On the Paley graph of a quadratic character

TL;DR

This paper introduces generalized Paley graphs linked to quadratic Dirichlet characters, explores their properties including spectrum, and uses them to construct Ramanujan graphs and bound their Cheeger number.

Contribution

It extends classical Paley graphs to a broader class associated with quadratic Dirichlet characters and applies these to construct Ramanujan graphs and analyze their spectral properties.

Findings

Explicit spectrum of generalized Paley graphs

Construction of new Ramanujan graph families

Upper bounds for Cheeger numbers using L-functions

Abstract

Paley graphs form a nice link between the distribution of quadratic residues and graph theory. These graphs possess remarkable properties which make them useful in several branches of mathematics.
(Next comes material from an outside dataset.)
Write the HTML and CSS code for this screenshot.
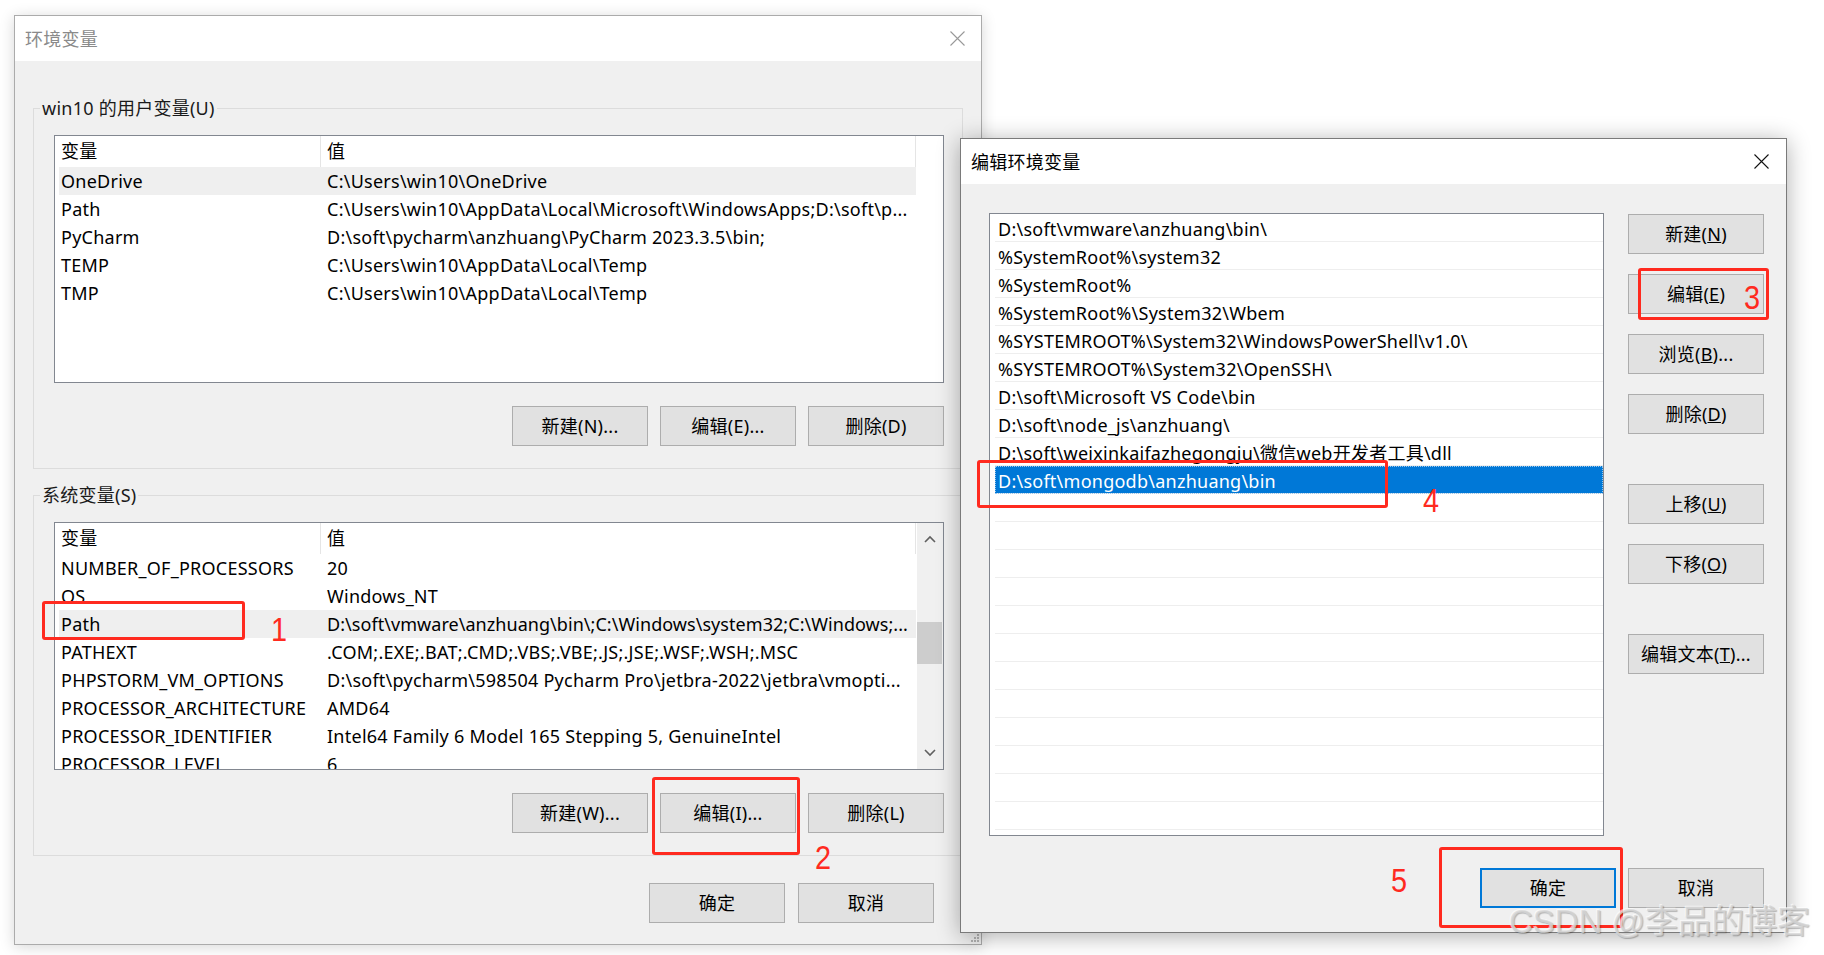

Classically, for each prime number $p$ we can construct the corresponding Paley graph using quadratic and non-quadratic residues modulo $p$. Therefore, Paley graphs are naturally associated with the Legendre symbol at $p$ which is a quadratic Dirichlet character of conductor $p$. In this article, we introduce the generalized Paley graphs. These are graphs that are associated with a general quadratic Dirichlet character. We will then provide some of their basic properties. In particular, we describe their spectrum explicitly. We then use those generalized Paley graphs to construct some new families of Ramanujan graphs. Finally, using special values of $L$-functions, we provide an effective upper bound for their Cheeger number.